Sometime late in the night of September 3, 2008, prosecutors say The Colony resident Seth Winder, then 29, murdered his lover, dismembered his body, and hauled the pieces out to the dumpster of the victim's North Dallas apartment complex.
Richard Hernadez's friends at Walmart on Frankford and Marsh in Far North Dallas, where he'd worked for more than a decade, knew something was up when he missed his second day of work. When they called in a welfare check, police discovered a crime scene that looked, in the words of the responding Dallas Police patrolman, like a scene out of a Stephen King novel.
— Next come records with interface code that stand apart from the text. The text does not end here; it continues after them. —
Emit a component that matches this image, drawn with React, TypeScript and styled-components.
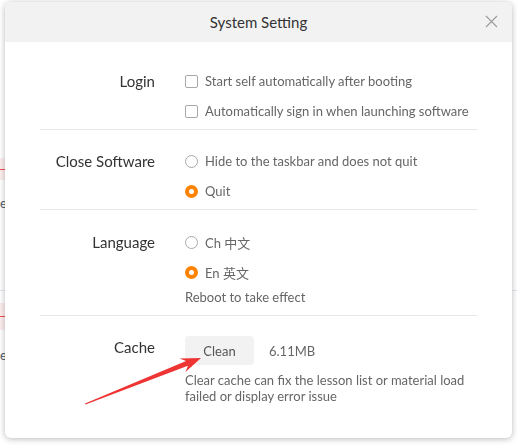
import React, { useState } from 'react';
import styled, { createGlobalStyle } from 'styled-components';

const GlobalStyle = createGlobalStyle`
  html, body {
    margin: 0;
    padding: 0;
    background: #ffffff;
  }
  body {
    font-family: Lato, "Noto Sans CJK SC", sans-serif;
  }
`;

// the app page that sits behind the modal
const Backdrop = styled('div')`
  height: 447px;
  overflow: hidden;
  display: flex;
  flex-direction: column;
  padding-top: 158px;
  box-sizing: border-box;
`;

const BgRow = styled('div')<{ $tint?: string; $mark?: string; $h: number }>`
  width: 300px;
  height: ${(p) => p.$h}px;
  background: ${(p) => p.$tint || 'transparent'};
  display: flex;
  align-items: center;
  font-size: 13px;
  color: #556070;
  & > i {
    display: block;
    width: 6px;
    height: 1px;
    background: ${(p) => p.$mark || 'transparent'};
  }
`;

const BgLine = styled('div')`
  height: 1px;
  background: #dfe8f2;
`;

const Modal = styled('div')`
  position: fixed;
  left: 5px;
  top: 2px;
  width: 507px;
  height: 436px;
  background: #ffffff;
  border-radius: 6px;
  box-shadow: 0 1px 6px rgba(0, 0, 0, 0.28);
  overflow: hidden;
  display: flex;
  flex-direction: column;
`;

const Header = styled('div')`
  position: relative;
  height: 40px;
  flex-shrink: 0;
  background: #f2f2f2;
  display: flex;
  align-items: center;
  justify-content: center;
  font-size: 15px;
  color: #333333;
`;

const CloseBtn = styled('button')`
  position: absolute;
  right: 14px;
  top: 13px;
  width: 13px;
  height: 13px;
  padding: 0;
  border: none;
  background: transparent;
  cursor: pointer;
  display: flex;
`;

const Body = styled('div')`
  padding: 8px 35px 0;
  display: flex;
  flex-direction: column;
`;

const Section = styled('div')<{ $top: number; $bottom: number; $last?: boolean }>`
  display: grid;
  grid-template-columns: 115px 1fr;
  column-gap: 30px;
  padding: ${(p) => p.$top}px 0 ${(p) => p.$bottom}px;
  border-bottom: ${(p) => (p.$last ? 'none' : '1px solid #e6e6e6')};
`;

const Label = styled('div')`
  text-align: right;
  font-size: 15px;
  line-height: 30px;
  color: #333333;
  white-space: nowrap;
`;

const Options = styled('div')`
  display: flex;
  flex-direction: column;
`;

const Option = styled('label')`
  height: 30px;
  display: flex;
  align-items: center;
  gap: 7px;
  font-size: 13px;
  color: #666666;
  white-space: nowrap;
  cursor: pointer;
`;

const Box = styled('span')`
  width: 13px;
  height: 13px;
  box-sizing: border-box;
  border: 1px solid #a8a8a8;
  border-radius: 2px;
  background: #fff;
  flex-shrink: 0;
`;

const Radio = styled('span')<{ $on: boolean }>`
  width: 13px;
  height: 13px;
  box-sizing: border-box;
  border-radius: 50%;
  border: ${(p) => (p.$on ? '4px solid #ff8200' : '1px solid #a8a8a8')};
  background: #fff;
  flex-shrink: 0;
`;

const Note = styled('div')<{ $w?: number; $lh: number }>`
  font-size: 13px;
  line-height: ${(p) => p.$lh}px;
  color: #666666;
  max-width: ${(p) => (p.$w ? `${p.$w}px` : 'none')};
`;

const CacheRow = styled('div')`
  margin-top: 4px;
  display: flex;
  align-items: center;
  gap: 15px;
  font-size: 13px;
  color: #666666;
`;

const CleanButton = styled('button')`
  width: 69px;
  height: 29px;
  border: none;
  border-radius: 4px;
  background: #f2f2f2;
  font-family: inherit;
  font-size: 13px;
  color: #555555;
  cursor: pointer;
`;

const Arrow = styled('svg')`
  position: fixed;
  left: 0;
  top: 0;
  pointer-events: none;
`;

const App: React.FC = () => {
  const [autoStart, setAutoStart] = useState(false);
  const [autoSign, setAutoSign] = useState(false);
  const [closeMode, setCloseMode] = useState<'hide' | 'quit'>('quit');
  const [lang, setLang] = useState<'ch' | 'en'>('en');

  return (
    <>
      <GlobalStyle />
      <Backdrop>
        <BgRow $h={22} $tint="#fdeeee" $mark="#f05050">
          <i />
        </BgRow>
        <BgRow $h={46}>e</BgRow>
        <BgRow $h={64} />
        <BgLine />
        <BgRow $h={12} />
        <BgRow $h={27} $tint="#fdeeee" $mark="#f05050">
          <i />
        </BgRow>
        <BgRow $h={50}>e</BgRow>
      </Backdrop>

      <Modal>
        <Header>
          System Setting
          <CloseBtn aria-label="close">
            <svg width="13" height="13" viewBox="0 0 13 13">
              <path d="M1 1L12 12M12 1L1 12" stroke="#9a9a9a" strokeWidth="1.1" />
            </svg>
          </CloseBtn>
        </Header>
        <Body>
          <Section $top={16} $bottom={3}>
            <Label>Login</Label>
            <Options>
              <Option onClick={() => setAutoStart(!autoStart)}>
                <Box />
                Start self automatically after booting
              </Option>
              <Option onClick={() => setAutoSign(!autoSign)}>
                <Box />
                Automatically sign in when launching software
              </Option>
            </Options>
          </Section>

          <Section $top={16} $bottom={3}>
            <Label>Close Software</Label>
            <Options>
              <Option onClick={() => setCloseMode('hide')}>
                <Radio $on={closeMode === 'hide'} />
                Hide to the taskbar and does not quit
              </Option>
              <Option onClick={() => setCloseMode('quit')}>
                <Radio $on={closeMode === 'quit'} />
                Quit
              </Option>
            </Options>
          </Section>

          <Section $top={17} $bottom={8}>
            <Label>Language</Label>
            <Options>
              <Option onClick={() => setLang('ch')}>
                <Radio $on={lang === 'ch'} />
                Ch 中文
              </Option>
              <Option onClick={() => setLang('en')}>
                <Radio $on={lang === 'en'} />
                En 英文
              </Option>
              <Note $lh={20}>Reboot to take effect</Note>
            </Options>
          </Section>

          <Section $top={16} $bottom={0} $last>
            <Label>Cache</Label>
            <Options>
              <CacheRow>
                <CleanButton>Clean</CleanButton>
                6.11MB
              </CacheRow>
              <Note $lh={16} $w={290} style={{ marginTop: 7 }}>
                Clear cache can fix the lesson list or material load failed or display error issue
              </Note>
            </Options>
          </Section>
        </Body>
      </Modal>

      <Arrow width="517" height="447" viewBox="0 0 517 447">
        <polygon
          points="85,403.5 186.1,361.1 179.5,358.5 201,358 185.5,372 187.9,365.7 85.5,404.5"
          fill="#ef3434"
        />
      </Arrow>
    </>
  );
};

export default App;
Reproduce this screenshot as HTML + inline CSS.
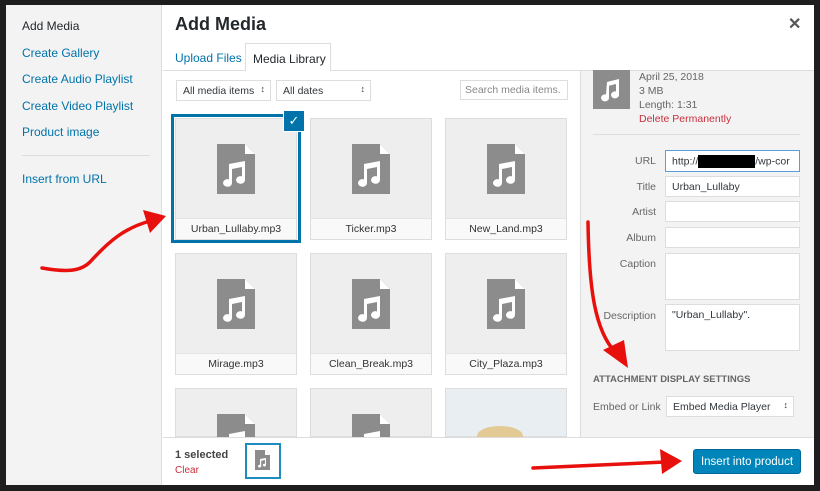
<!DOCTYPE html>
<html><head><meta charset="utf-8"><style>
*{box-sizing:border-box;margin:0;padding:0}
body{width:820px;height:491px;background:#1e1e1e;font-family:"Liberation Sans",sans-serif;position:relative;overflow:hidden;font-size:11px;color:#23282d}
.a{position:absolute;white-space:nowrap}
.modal{left:6px;top:5px;width:808px;height:480px;background:#fff}
.side{left:6px;top:5px;width:156px;height:480px;background:#f3f3f3;border-right:1px solid #ddd}
.side div{position:absolute;left:16px;font-size:12px;color:#0073aa}
.tile{position:absolute;width:122px;height:122px;background:#eee;box-shadow:inset 0 0 0 1px #ddd}
.tile .lb{position:absolute;left:1px;right:1px;bottom:1px;height:21px;background:#f9f9f9;border-top:1px solid #e5e5e5;text-align:center;font-size:10.5px;line-height:21px;color:#333}
.tile svg{position:absolute;left:42px;top:26px}
.lab{position:absolute;width:60px;text-align:right;left:596px;font-size:10.5px;color:#666}
.in{position:absolute;left:665px;width:135px;background:#fff;border:1px solid #ddd;font-size:10.5px;padding:4px 6px;color:#32373c;white-space:nowrap;overflow:hidden}
.sel{position:absolute;background:#fff;border:1px solid #ddd;font-size:10.5px;padding:4px 6px;color:#32373c}
.sel:after{content:"\2195";position:absolute;right:5px;top:3px;font-size:9px}
</style></head><body>
<div class="a modal"></div>
<div class="a side">
<div style="top:14px;color:#23282d">Add Media</div>
<div style="top:41px">Create Gallery</div>
<div style="top:67px">Create Audio Playlist</div>
<div style="top:94px">Create Video Playlist</div>
<div style="top:120px">Product image</div>
<div style="top:150px;left:16px;width:128px;border-top:1px solid #ddd"></div>
<div style="top:167px">Insert from URL</div>
</div>
<div class="a" style="left:175px;top:14px;font-size:18px;font-weight:bold;color:#23282d">Add Media</div>
<div class="a" style="left:788px;top:14px;font-size:16px;font-weight:bold;color:#555">✕</div>
<div class="a" style="left:163px;top:70px;width:651px;border-top:1px solid #ddd"></div>
<div class="a" style="left:175px;top:51px;font-size:12px;color:#0073aa">Upload Files</div>
<div class="a" style="left:245px;top:43px;width:86px;height:28px;background:#fff;border:1px solid #ddd;border-bottom:none;font-size:12px;padding:8px 7px">Media Library</div>
<div class="sel" style="left:176px;top:80px;width:95px;height:21px">All media items</div>
<div class="sel" style="left:276px;top:80px;width:95px;height:21px">All dates</div>
<div class="in" style="left:460px;top:80px;width:108px;height:20px;color:#888;padding:3px 4px">Search media items.</div>
<div class="a" style="left:580px;top:71px;width:234px;height:366px;background:#f3f3f3;border-left:1px solid #ddd"></div>

<div id="g"></div>
<div class="a" style="left:171px;top:114px;width:130px;height:129px;border:3px solid #0073aa"></div>
<div class="a" style="left:284px;top:111px;width:20px;height:20px;background:#0073aa;color:#fff;text-align:center;font-size:13px;line-height:20px;box-shadow:0 0 0 1px #fff">✓</div>

<svg class="a" style="left:593px;top:70px" width="37" height="39"><rect width="37" height="39" fill="#8c8c8c"/><path d="M14 12 L26 9 V25 A4 3.5 0 1 1 23 21.5 V14 L16 15.7 V28 A4 3.5 0 1 1 13 24.5 Z" fill="#fff"/></svg>
<div class="a" style="left:639px;top:70px;font-size:10.5px;line-height:14px;color:#666">April 25, 2018<br>3 MB<br>Length: 1:31<br><span style="color:#c9303c">Delete Permanently</span></div>
<div class="a" style="left:593px;top:134px;width:207px;border-top:1px solid #ddd"></div>
<div class="lab" style="top:155px">URL</div>
<div class="in" style="top:150px;height:22px;border-color:#5b9dd9">http://<span style="display:inline-block;width:57px;height:13px;background:#000;vertical-align:middle"></span>/wp-cor</div>
<div class="lab" style="top:181px">Title</div>
<div class="in" style="top:176px;height:21px">Urban_Lullaby</div>
<div class="lab" style="top:206px">Artist</div>
<div class="in" style="top:201px;height:21px"></div>
<div class="lab" style="top:232px">Album</div>
<div class="in" style="top:227px;height:21px"></div>
<div class="lab" style="top:258px">Caption</div>
<div class="in" style="top:253px;height:47px"></div>
<div class="lab" style="top:310px;left:586px;width:70px">Description</div>
<div class="in" style="top:304px;height:47px">"Urban_Lullaby".</div>
<div class="a" style="left:593px;top:374px;font-size:9.5px;font-weight:bold;color:#666">ATTACHMENT DISPLAY SETTINGS</div>
<div class="a" style="left:593px;top:401px;font-size:10.5px;color:#666">Embed or Link</div>
<div class="sel" style="left:666px;top:396px;width:128px;height:21px">Embed Media Player</div>

<div class="a" style="left:163px;top:437px;width:651px;height:48px;background:#fff;border-top:1px solid #ddd"></div>
<div class="a" style="left:175px;top:449px;font-size:11px;font-weight:bold;color:#444">1 selected</div>
<div class="a" style="left:175px;top:465px;font-size:10px;color:#c9303c">Clear</div>
<div class="a" style="left:245px;top:443px;width:36px;height:36px;border:2px solid #1e8cbe;background:#fff"></div>
<svg class="a" style="left:255px;top:450px" width="15" height="20"><path d="M0 0H10L15 5V20H0Z" fill="#8c8c8c"/><path d="M10 0V5H15Z" fill="#fff"/><path d="M5 9L11 8V15A1.6 1.4 0 1 1 10 13.8V10L6.2 10.8V16A1.6 1.4 0 1 1 5 14.8Z" fill="#fff"/></svg>
<div class="a" style="left:693px;top:449px;width:108px;height:25px;background:#0085ba;border:1px solid #006799;border-radius:3px;color:#fff;font-size:11.5px;text-align:center;line-height:24px">Insert into product</div>

<svg class="a" style="left:0;top:0" width="820" height="491">
<g stroke="#e8100c" stroke-width="3.5" fill="none" stroke-linecap="round">
<path d="M42 268 C65 272 80 272 90 262 C110 240 125 228 150 221"/>
<path d="M588 222 C589 290 595 330 615 352"/>
<path d="M533 468 L665 462"/>
</g>
<g fill="#e8100c">
<path d="M166 216 L143 210 L150 233 Z"/>
<path d="M628 368 L603 350 L624 340 Z"/>
<path d="M682 461 L660 449 L662 474 Z"/>
</g>
</svg>
<script>
var g=document.getElementById('g'),xs=[175,310,445],ys=[118,253,388],n=['Urban_Lullaby.mp3','Ticker.mp3','New_Land.mp3','Mirage.mp3','Clean_Break.mp3','City_Plaza.mp3'];
var ic='<svg width="38" height="50"><path d="M0 0H28L38 10V50H0Z" fill="#8c8c8c"/><path d="M28 0V10H38Z" fill="#fff"/><path d="M12 20L28 17V36A4.5 3.8 0 1 1 25 32.4V23L15 25V39A4.5 3.8 0 1 1 12 35.4Z" fill="#fff"/></svg>';
var h='';
for(var r=0;r<3;r++)for(var c=0;c<3;c++){var i=r*3+c;var H=r==2?49:122;
if(i==8){h+='<div class="tile" style="left:445px;top:388px;height:49px;background:#e9eef3;overflow:hidden"><div style="position:absolute;left:32px;top:38px;width:46px;height:20px;border-radius:50%;background:#e3c994"></div></div>';continue;}
h+='<div class="tile" style="left:'+xs[c]+'px;top:'+ys[r]+'px;height:'+H+'px;overflow:hidden">'+ic+(i<6?'<div class="lb">'+n[i]+'</div>':'')+'</div>';}
g.innerHTML=h;
</script>
</body></html>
They also discovered that this crime scene lacked a body and a murder weapon. But they were able to place Winder, a homeless man with a history of severe mental illness, at the apartment complex in the days leading up to and following the murder. They could also match the blood spattered on Winder's clothing to a DNA sample belonging to Hernandez.
All the while, cameraman from the hit A&E police procedural show The First 48 shadowed investigators. During his opening statement in a Denton County courtroom Tuesday, Minder defense attorney Derek Adame claimed the cameras gave the police detectives tunnel vision. "Everything the police detectives did was to get a lead in 48 hours, not to find the killer," Adame told the jury. The detectives, he charged, wanted to be on TV so desperately that they deliberately ignored other leads so that the case would fit the show's format.
Among pornographic home videos of Hernandez and Winder is the presence of an unidentified man, Adame said. Could he have been behind the grisly murder?